→ Set task
Copy all the data exactly, except the pictures.

─── Supplied material

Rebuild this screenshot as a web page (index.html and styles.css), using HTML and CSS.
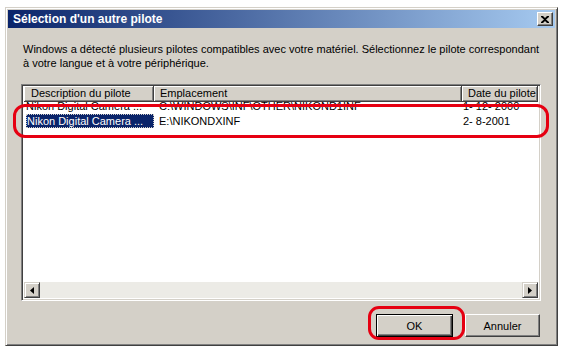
FILE: index.html
```html
<html>

<head>
    <title>Sélection d'un autre pilote</title>
    <link rel="stylesheet" href="styles.css">
</head>

<body>

    <div class="window">
        <div class="titlebar">
            <span class="title">Sélection d'un autre pilote</span>
            <span class="close">
                <svg width="8" height="7" viewBox="0 0 8 7">
                    <path d="M0 0h2l2 2 2-2h2v1L5 3.5 8 6v1H6L4 5 2 7H0V6l3-2.5L0 1z" fill="#000"/>
                </svg>
            </span>
        </div>

        <div class="content">
            <p class="intro">
                Windows a détecté plusieurs pilotes compatibles avec votre matériel. Sélectionnez le pilote correspondant
                à votre langue et à votre périphérique.
            </p>

            <div class="listbox">
                <div class="header">
                    <div class="col col-desc">Description du pilote</div>
                    <div class="col col-loc">Emplacement</div>
                    <div class="col col-date">Date du pilote</div>
                </div>

                <div class="rows">
                    <div class="row row-hidden">
                        <div class="cell col-desc"><span>Nikon Digital Camera ...</span></div>
                        <div class="cell col-loc">C:\WINDOWS\INF\OTHER\NIKOND1INF</div>
                        <div class="cell col-date">1- 12- 2000</div>
                    </div>
                    <div class="row">
                        <div class="cell col-desc"><span class="selected">Nikon Digital Camera ...</span></div>
                        <div class="cell col-loc">E:\NIKONDXINF</div>
                        <div class="cell col-date">2- 8-2001</div>
                    </div>
                </div>

                <div class="hscroll">
                    <div class="arrow">
                        <svg width="4" height="7" viewBox="0 0 4 7"><path d="M4 0v7L0 3.5z" fill="#000"/></svg>
                    </div>
                    <div class="track"></div>
                    <div class="arrow">
                        <svg width="4" height="7" viewBox="0 0 4 7"><path d="M0 0v7l4-3.5z" fill="#000"/></svg>
                    </div>
                </div>
            </div>

            <div class="buttons">
                <button class="btn default">OK</button>
                <button class="btn">Annuler</button>
            </div>
        </div>
    </div>

    <div class="mark mark-row"></div>
    <div class="mark mark-ok"></div>

</body>

</html>
```

FILE: styles.css
```css
body {
    margin: 0;
    background: #ffffff;
    font-family: "Liberation Sans", Arial, sans-serif;
    font-size: 11px;
    color: #000;
    position: relative;
}

.window {
    margin: 7px 0 0 5px;
    width: 553px;
    height: 339px;
    box-sizing: border-box;
    background: #d4d0c8;
    border: 1px solid;
    border-color: #d4d0c8 #404040 #404040 #d4d0c8;
    box-shadow: inset 1px 1px #ffffff, inset -1px -1px #808080;
    padding: 2px;
    display: flex;
    flex-direction: column;
}

.titlebar {
    height: 18px;
    background: linear-gradient(to right, #0a246a, #a6caf0);
    display: flex;
    align-items: center;
    justify-content: space-between;
    padding: 0 2px 0 5px;
}

.title {
    color: #ffffff;
    font-weight: bold;
    font-size: 12px;
}

.close {
    width: 16px;
    height: 14px;
    box-sizing: border-box;
    background: #d4d0c8;
    border: 1px solid;
    border-color: #ffffff #404040 #404040 #ffffff;
    box-shadow: inset -1px -1px #808080;
    display: flex;
    align-items: center;
    justify-content: center;
}

.content {
    flex: 1;
    display: flex;
    flex-direction: column;
    padding: 14px 13px 0 13px;
}

.intro {
    margin: 0 0 0 2px;
    line-height: 14px;
    height: 42px;
}

.listbox {
    width: 520px;
    height: 217px;
    box-sizing: border-box;
    background: #ffffff;
    border: 1px solid;
    border-color: #808080 #ffffff #ffffff #808080;
    box-shadow: inset 1px 1px #404040, inset -1px -1px #d4d0c8;
    padding: 2px;
    display: flex;
    flex-direction: column;
}

.header {
    display: flex;
    height: 16px;
    margin-top: -1px;
}

.col {
    box-sizing: border-box;
    background: #d4d0c8;
    border-right: 1px solid #404040;
    border-bottom: 1px solid #404040;
    box-shadow: inset 1px 1px #ffffff, inset -1px -1px #808080;
    padding: 0 0 0 7px;
    line-height: 14px;
    white-space: nowrap;
    overflow: hidden;
}

.col-desc {
    width: 130px;
}

.col-loc {
    width: 308px;
    padding-left: 6px;
}

.col-date {
    width: 76px;
    padding-left: 6px;
}

.rows {
    flex: 1;
}

.row {
    display: flex;
    height: 14px;
    line-height: 14px;
    position: relative;
}

.row-hidden {
    margin-top: -1px;
    height: 13px;
    line-height: 11px;
}

.row-hidden::after {
    content: "";
    position: absolute;
    left: 0;
    right: 0;
    top: 3px;
    border-top: 1px solid #303030;
}

.cell {
    box-sizing: border-box;
    white-space: nowrap;
    overflow: hidden;
    padding-left: 5px;
}

.cell.col-desc {
    padding-left: 2px;
}

.cell.col-date {
    padding-left: 1px;
}

.selected {
    display: inline-block;
    width: 127px;
    background: #0a246a;
    color: #ffffff;
    outline: 1px dotted #d4d0c8;
    outline-offset: -1px;
    padding-left: 1px;
}

.hscroll {
    display: flex;
    height: 16px;
}

.arrow {
    width: 16px;
    height: 16px;
    box-sizing: border-box;
    background: #d4d0c8;
    border: 1px solid;
    border-color: #d4d0c8 #404040 #404040 #d4d0c8;
    box-shadow: inset 1px 1px #ffffff, inset -1px -1px #808080;
    display: flex;
    align-items: center;
    justify-content: center;
}

.track {
    flex: 1;
    background: #ecebe6;
}

.buttons {
    display: flex;
    justify-content: flex-end;
    gap: 12px;
    padding: 13px 0 0 0;
    margin-right: 2px;
}

.btn {
    width: 75px;
    height: 23px;
    box-sizing: border-box;
    background: #d4d0c8;
    border: 1px solid;
    border-color: #ffffff #404040 #404040 #ffffff;
    box-shadow: inset -1px -1px #808080;
    font-family: "Liberation Sans", Arial, sans-serif;
    font-size: 11px;
    font-weight: normal;
    color: #000;
    padding: 0;
}

.btn.default {
    width: 77px;
    border: 1px solid #000;
    box-shadow: inset 1px 1px #ffffff, inset -1px -1px #404040, inset -2px -2px #808080;
}

.mark {
    position: absolute;
    border: 3px solid #e60012;
    box-sizing: border-box;
}

.mark-row {
    left: 13px;
    top: 104px;
    width: 536px;
    height: 34px;
    border-radius: 12px;
}

.mark-ok {
    left: 368px;
    top: 306px;
    width: 97px;
    height: 34px;
    border-radius: 11px;
}
```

──────

→ Written solution
Rebuild this screenshot as a web page (index.html and styles.css), using HTML and CSS.
FILE: index.html
```html
<html>

<head>
    <title>Sélection d'un autre pilote</title>
    <link rel="stylesheet" href="styles.css">
</head>

<body>

    <div class="window">
        <div class="titlebar">
            <span class="title">Sélection d'un autre pilote</span>
            <span class="close">
                <svg width="8" height="7" viewBox="0 0 8 7">
                    <path d="M0 0h2l2 2 2-2h2v1L5 3.5 8 6v1H6L4 5 2 7H0V6l3-2.5L0 1z" fill="#000"/>
                </svg>
            </span>
        </div>

        <div class="content">
            <p class="intro">
                Windows a détecté plusieurs pilotes compatibles avec votre matériel. Sélectionnez le pilote correspondant
                à votre langue et à votre périphérique.
            </p>

            <div class="listbox">
                <div class="header">
                    <div class="col col-desc">Description du pilote</div>
                    <div class="col col-loc">Emplacement</div>
                    <div class="col col-date">Date du pilote</div>
                </div>

                <div class="rows">
                    <div class="row row-hidden">
                        <div class="cell col-desc"><span>Nikon Digital Camera ...</span></div>
                        <div class="cell col-loc">C:\WINDOWS\INF\OTHER\NIKOND1INF</div>
                        <div class="cell col-date">1- 12- 2000</div>
                    </div>
                    <div class="row">
                        <div class="cell col-desc"><span class="selected">Nikon Digital Camera ...</span></div>
                        <div class="cell col-loc">E:\NIKONDXINF</div>
                        <div class="cell col-date">2- 8-2001</div>
                    </div>
                </div>

                <div class="hscroll">
                    <div class="arrow">
                        <svg width="4" height="7" viewBox="0 0 4 7"><path d="M4 0v7L0 3.5z" fill="#000"/></svg>
                    </div>
                    <div class="track"></div>
                    <div class="arrow">
                        <svg width="4" height="7" viewBox="0 0 4 7"><path d="M0 0v7l4-3.5z" fill="#000"/></svg>
                    </div>
                </div>
            </div>

            <div class="buttons">
                <button class="btn default">OK</button>
                <button class="btn">Annuler</button>
            </div>
        </div>
    </div>

    <div class="mark mark-row"></div>
    <div class="mark mark-ok"></div>

</body>

</html>
```

FILE: styles.css
```css
body {
    margin: 0;
    background: #ffffff;
    font-family: "Liberation Sans", Arial, sans-serif;
    font-size: 11px;
    color: #000;
    position: relative;
}

.window {
    margin: 7px 0 0 5px;
    width: 553px;
    height: 339px;
    box-sizing: border-box;
    background: #d4d0c8;
    border: 1px solid;
    border-color: #d4d0c8 #404040 #404040 #d4d0c8;
    box-shadow: inset 1px 1px #ffffff, inset -1px -1px #808080;
    padding: 2px;
    display: flex;
    flex-direction: column;
}

.titlebar {
    height: 18px;
    background: linear-gradient(to right, #0a246a, #a6caf0);
    display: flex;
    align-items: center;
    justify-content: space-between;
    padding: 0 2px 0 5px;
}

.title {
    color: #ffffff;
    font-weight: bold;
    font-size: 12px;
}

.close {
    width: 16px;
    height: 14px;
    box-sizing: border-box;
    background: #d4d0c8;
    border: 1px solid;
    border-color: #ffffff #404040 #404040 #ffffff;
    box-shadow: inset -1px -1px #808080;
    display: flex;
    align-items: center;
    justify-content: center;
}

.content {
    flex: 1;
    display: flex;
    flex-direction: column;
    padding: 14px 13px 0 13px;
}

.intro {
    margin: 0 0 0 2px;
    line-height: 14px;
    height: 42px;
}

.listbox {
    width: 520px;
    height: 217px;
    box-sizing: border-box;
    background: #ffffff;
    border: 1px solid;
    border-color: #808080 #ffffff #ffffff #808080;
    box-shadow: inset 1px 1px #404040, inset -1px -1px #d4d0c8;
    padding: 2px;
    display: flex;
    flex-direction: column;
}

.header {
    display: flex;
    height: 16px;
    margin-top: -1px;
}

.col {
    box-sizing: border-box;
    background: #d4d0c8;
    border-right: 1px solid #404040;
    border-bottom: 1px solid #404040;
    box-shadow: inset 1px 1px #ffffff, inset -1px -1px #808080;
    padding: 0 0 0 7px;
    line-height: 14px;
    white-space: nowrap;
    overflow: hidden;
}

.col-desc {
    width: 130px;
}

.col-loc {
    width: 308px;
    padding-left: 6px;
}

.col-date {
    width: 76px;
    padding-left: 6px;
}

.rows {
    flex: 1;
}

.row {
    display: flex;
    height: 14px;
    line-height: 14px;
    position: relative;
}

.row-hidden {
    margin-top: -1px;
    height: 13px;
    line-height: 11px;
}

.row-hidden::after {
    content: "";
    position: absolute;
    left: 0;
    right: 0;
    top: 3px;
    border-top: 1px solid #303030;
}

.cell {
    box-sizing: border-box;
    white-space: nowrap;
    overflow: hidden;
    padding-left: 5px;
}

.cell.col-desc {
    padding-left: 2px;
}

.cell.col-date {
    padding-left: 1px;
}

.selected {
    display: inline-block;
    width: 127px;
    background: #0a246a;
    color: #ffffff;
    outline: 1px dotted #d4d0c8;
    outline-offset: -1px;
    padding-left: 1px;
}

.hscroll {
    display: flex;
    height: 16px;
}

.arrow {
    width: 16px;
    height: 16px;
    box-sizing: border-box;
    background: #d4d0c8;
    border: 1px solid;
    border-color: #d4d0c8 #404040 #404040 #d4d0c8;
    box-shadow: inset 1px 1px #ffffff, inset -1px -1px #808080;
    display: flex;
    align-items: center;
    justify-content: center;
}

.track {
    flex: 1;
    background: #ecebe6;
}

.buttons {
    display: flex;
    justify-content: flex-end;
    gap: 12px;
    padding: 13px 0 0 0;
    margin-right: 2px;
}

.btn {
    width: 75px;
    height: 23px;
    box-sizing: border-box;
    background: #d4d0c8;
    border: 1px solid;
    border-color: #ffffff #404040 #404040 #ffffff;
    box-shadow: inset -1px -1px #808080;
    font-family: "Liberation Sans", Arial, sans-serif;
    font-size: 11px;
    font-weight: normal;
    color: #000;
    padding: 0;
}

.btn.default {
    width: 77px;
    border: 1px solid #000;
    box-shadow: inset 1px 1px #ffffff, inset -1px -1px #404040, inset -2px -2px #808080;
}

.mark {
    position: absolute;
    border: 3px solid #e60012;
    box-sizing: border-box;
}

.mark-row {
    left: 13px;
    top: 104px;
    width: 536px;
    height: 34px;
    border-radius: 12px;
}

.mark-ok {
    left: 368px;
    top: 306px;
    width: 97px;
    height: 34px;
    border-radius: 11px;
}
```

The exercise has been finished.